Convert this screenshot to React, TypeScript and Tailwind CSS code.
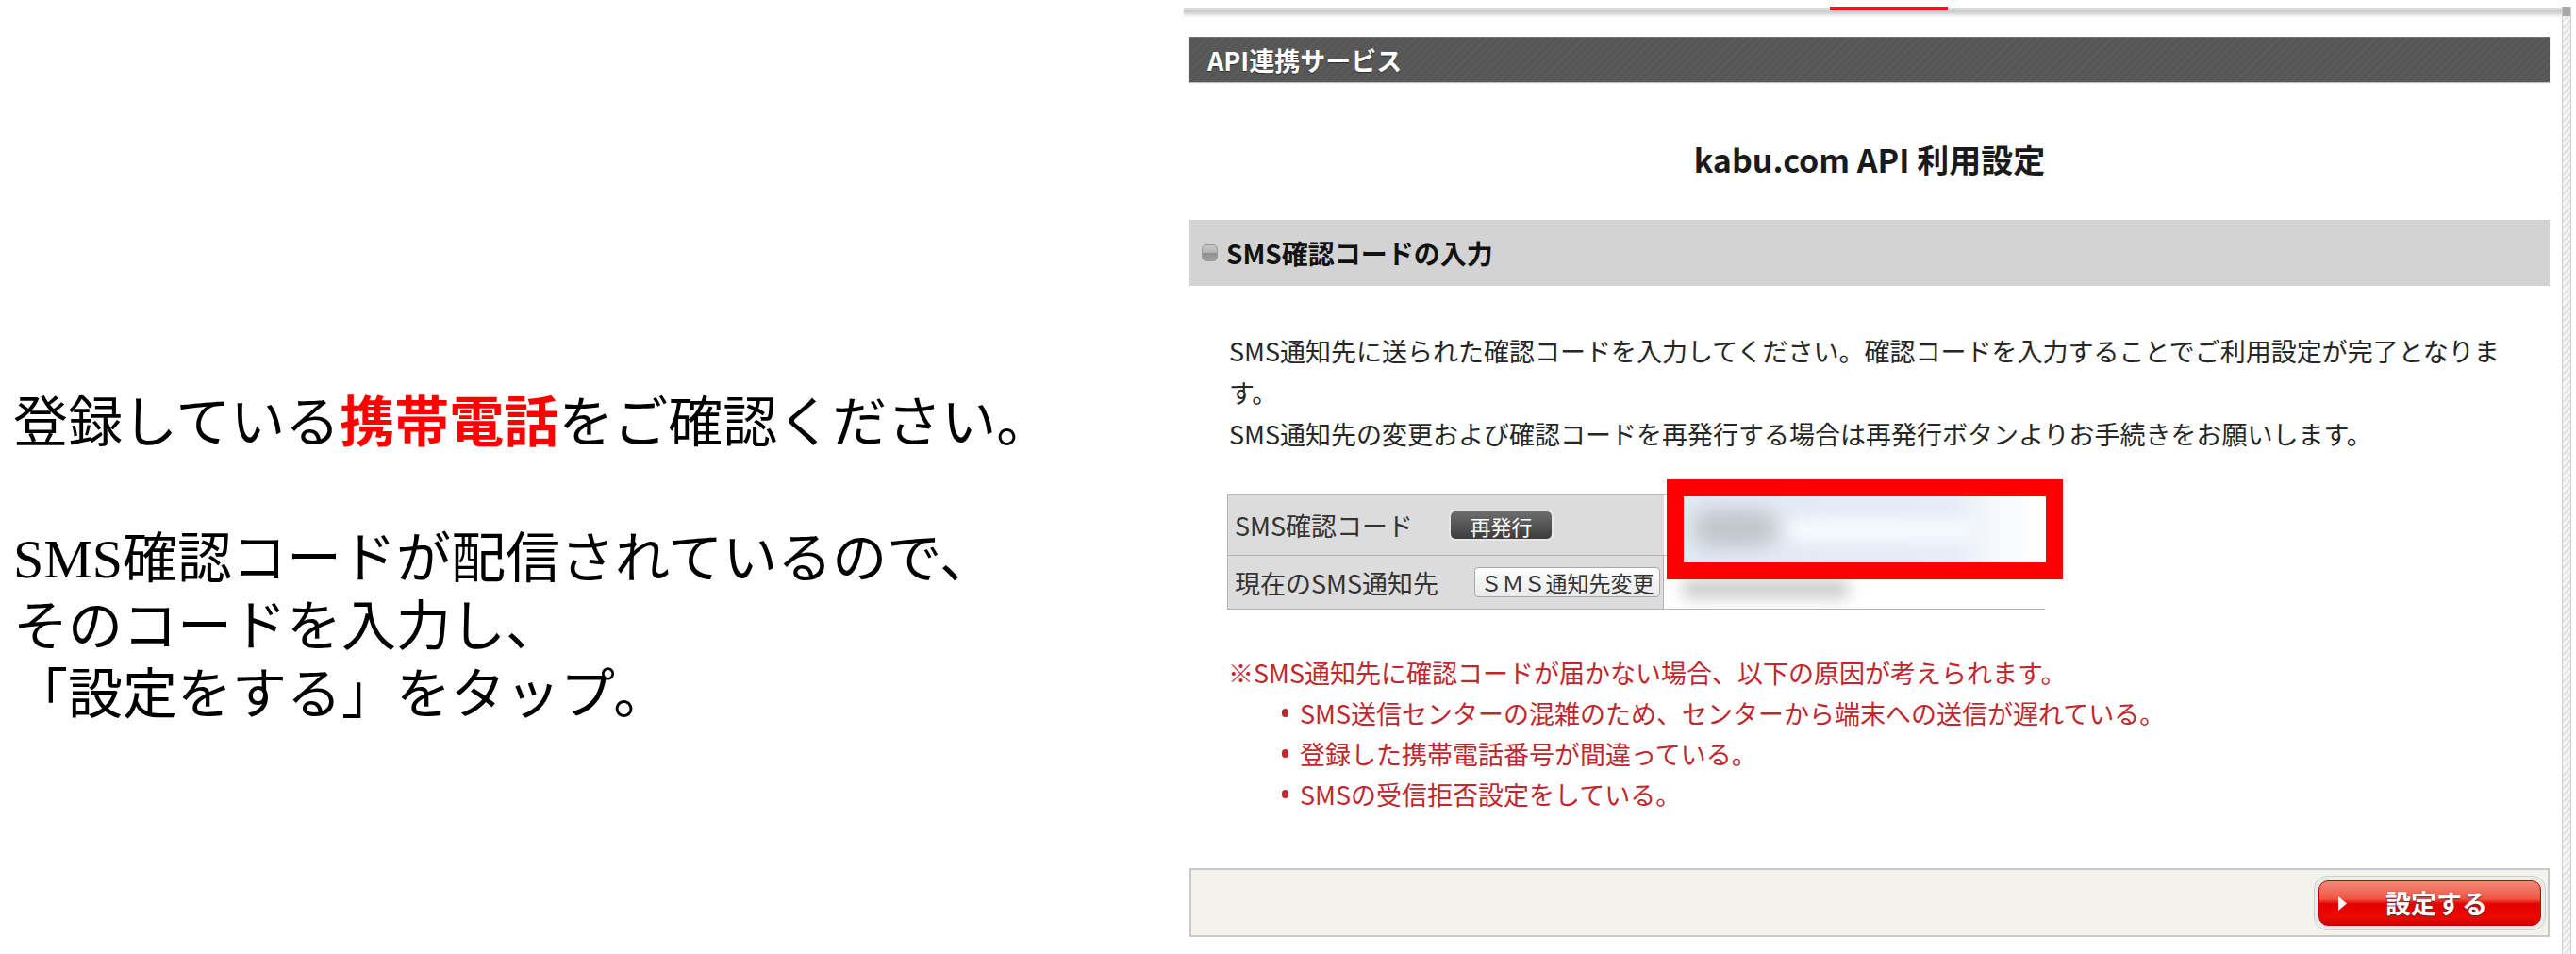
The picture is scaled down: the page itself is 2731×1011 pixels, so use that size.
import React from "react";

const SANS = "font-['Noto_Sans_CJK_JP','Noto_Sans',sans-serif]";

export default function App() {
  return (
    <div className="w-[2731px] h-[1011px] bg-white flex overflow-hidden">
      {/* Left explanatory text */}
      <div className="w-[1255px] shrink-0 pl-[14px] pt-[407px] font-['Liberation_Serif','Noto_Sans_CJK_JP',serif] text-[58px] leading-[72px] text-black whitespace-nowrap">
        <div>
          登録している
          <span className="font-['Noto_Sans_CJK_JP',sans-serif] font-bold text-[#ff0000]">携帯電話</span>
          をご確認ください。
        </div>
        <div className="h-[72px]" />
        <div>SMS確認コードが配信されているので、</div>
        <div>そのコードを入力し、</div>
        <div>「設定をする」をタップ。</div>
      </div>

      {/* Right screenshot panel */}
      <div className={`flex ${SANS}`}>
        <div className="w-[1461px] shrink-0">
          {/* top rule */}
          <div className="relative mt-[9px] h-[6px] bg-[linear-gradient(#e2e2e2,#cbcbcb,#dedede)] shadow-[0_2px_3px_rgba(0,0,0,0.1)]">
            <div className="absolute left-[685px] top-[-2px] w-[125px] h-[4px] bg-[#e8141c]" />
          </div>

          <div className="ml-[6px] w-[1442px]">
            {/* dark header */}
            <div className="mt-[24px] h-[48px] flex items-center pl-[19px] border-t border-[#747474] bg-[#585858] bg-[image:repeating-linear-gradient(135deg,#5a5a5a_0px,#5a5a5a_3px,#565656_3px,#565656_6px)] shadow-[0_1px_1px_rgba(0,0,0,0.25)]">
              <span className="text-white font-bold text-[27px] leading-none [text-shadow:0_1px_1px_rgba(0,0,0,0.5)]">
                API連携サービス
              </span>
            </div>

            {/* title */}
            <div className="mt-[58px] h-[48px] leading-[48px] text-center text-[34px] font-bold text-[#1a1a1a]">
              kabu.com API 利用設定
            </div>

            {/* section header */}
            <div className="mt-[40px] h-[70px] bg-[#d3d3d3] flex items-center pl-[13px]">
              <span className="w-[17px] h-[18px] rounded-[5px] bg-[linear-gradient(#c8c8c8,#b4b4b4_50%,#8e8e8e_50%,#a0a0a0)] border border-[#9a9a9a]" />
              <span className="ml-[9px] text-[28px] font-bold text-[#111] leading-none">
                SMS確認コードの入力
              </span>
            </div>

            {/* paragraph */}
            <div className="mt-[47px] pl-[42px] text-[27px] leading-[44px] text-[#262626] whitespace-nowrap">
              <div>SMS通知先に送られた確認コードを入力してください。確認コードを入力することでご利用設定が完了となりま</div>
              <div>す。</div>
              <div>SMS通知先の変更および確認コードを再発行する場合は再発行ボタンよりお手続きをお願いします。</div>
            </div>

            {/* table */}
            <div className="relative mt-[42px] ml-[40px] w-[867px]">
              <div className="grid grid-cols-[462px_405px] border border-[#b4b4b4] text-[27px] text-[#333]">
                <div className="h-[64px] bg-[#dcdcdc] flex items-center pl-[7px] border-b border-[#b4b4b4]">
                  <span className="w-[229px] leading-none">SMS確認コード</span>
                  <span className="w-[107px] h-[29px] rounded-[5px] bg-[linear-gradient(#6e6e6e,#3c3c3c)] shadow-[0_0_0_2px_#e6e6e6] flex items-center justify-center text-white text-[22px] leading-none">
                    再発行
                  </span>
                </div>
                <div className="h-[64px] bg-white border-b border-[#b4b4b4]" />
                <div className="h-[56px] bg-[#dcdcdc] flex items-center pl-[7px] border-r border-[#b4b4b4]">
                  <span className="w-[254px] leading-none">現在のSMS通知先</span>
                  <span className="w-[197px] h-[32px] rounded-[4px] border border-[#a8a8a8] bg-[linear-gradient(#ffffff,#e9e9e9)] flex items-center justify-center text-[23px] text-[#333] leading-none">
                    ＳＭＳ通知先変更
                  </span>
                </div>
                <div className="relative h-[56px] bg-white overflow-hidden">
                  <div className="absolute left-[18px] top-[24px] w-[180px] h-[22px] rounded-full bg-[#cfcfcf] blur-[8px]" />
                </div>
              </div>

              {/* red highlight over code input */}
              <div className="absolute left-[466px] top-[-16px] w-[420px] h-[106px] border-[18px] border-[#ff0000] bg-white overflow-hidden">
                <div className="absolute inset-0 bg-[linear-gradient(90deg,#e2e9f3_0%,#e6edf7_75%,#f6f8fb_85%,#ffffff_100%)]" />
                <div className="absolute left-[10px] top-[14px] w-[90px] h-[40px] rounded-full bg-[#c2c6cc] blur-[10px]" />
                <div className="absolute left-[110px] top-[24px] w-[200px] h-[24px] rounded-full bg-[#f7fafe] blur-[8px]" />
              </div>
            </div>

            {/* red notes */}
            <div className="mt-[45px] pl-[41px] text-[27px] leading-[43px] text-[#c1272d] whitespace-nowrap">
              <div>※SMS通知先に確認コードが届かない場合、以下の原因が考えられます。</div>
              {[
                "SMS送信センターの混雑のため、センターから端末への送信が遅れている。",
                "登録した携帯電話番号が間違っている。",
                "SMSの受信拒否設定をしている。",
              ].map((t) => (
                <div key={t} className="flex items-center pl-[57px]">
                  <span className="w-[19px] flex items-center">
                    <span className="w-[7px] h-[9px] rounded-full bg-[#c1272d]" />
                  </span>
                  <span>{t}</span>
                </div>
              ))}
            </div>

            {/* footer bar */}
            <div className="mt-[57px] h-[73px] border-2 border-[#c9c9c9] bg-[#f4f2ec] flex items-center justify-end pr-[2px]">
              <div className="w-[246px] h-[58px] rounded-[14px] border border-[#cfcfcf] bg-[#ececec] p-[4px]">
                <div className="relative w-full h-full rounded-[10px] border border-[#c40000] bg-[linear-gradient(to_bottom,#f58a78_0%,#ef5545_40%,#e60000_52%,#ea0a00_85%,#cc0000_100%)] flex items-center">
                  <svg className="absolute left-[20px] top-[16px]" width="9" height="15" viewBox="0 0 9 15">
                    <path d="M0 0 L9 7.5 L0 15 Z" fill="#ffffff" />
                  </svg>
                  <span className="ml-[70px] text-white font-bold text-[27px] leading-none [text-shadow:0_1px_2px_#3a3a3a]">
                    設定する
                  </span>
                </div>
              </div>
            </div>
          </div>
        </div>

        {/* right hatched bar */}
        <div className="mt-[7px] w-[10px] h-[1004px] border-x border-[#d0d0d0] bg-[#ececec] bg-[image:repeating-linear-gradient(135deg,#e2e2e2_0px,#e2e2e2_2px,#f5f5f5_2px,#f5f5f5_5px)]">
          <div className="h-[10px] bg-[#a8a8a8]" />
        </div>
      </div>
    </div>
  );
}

--

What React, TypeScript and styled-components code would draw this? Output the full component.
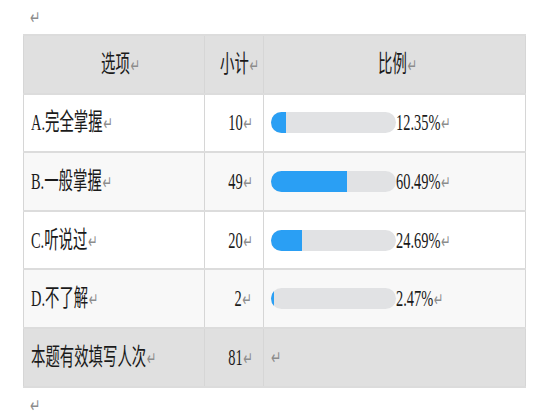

** Problem **
Using the data above, say how many lines include "React". No other reply is needed.

** Result of the exercise **
3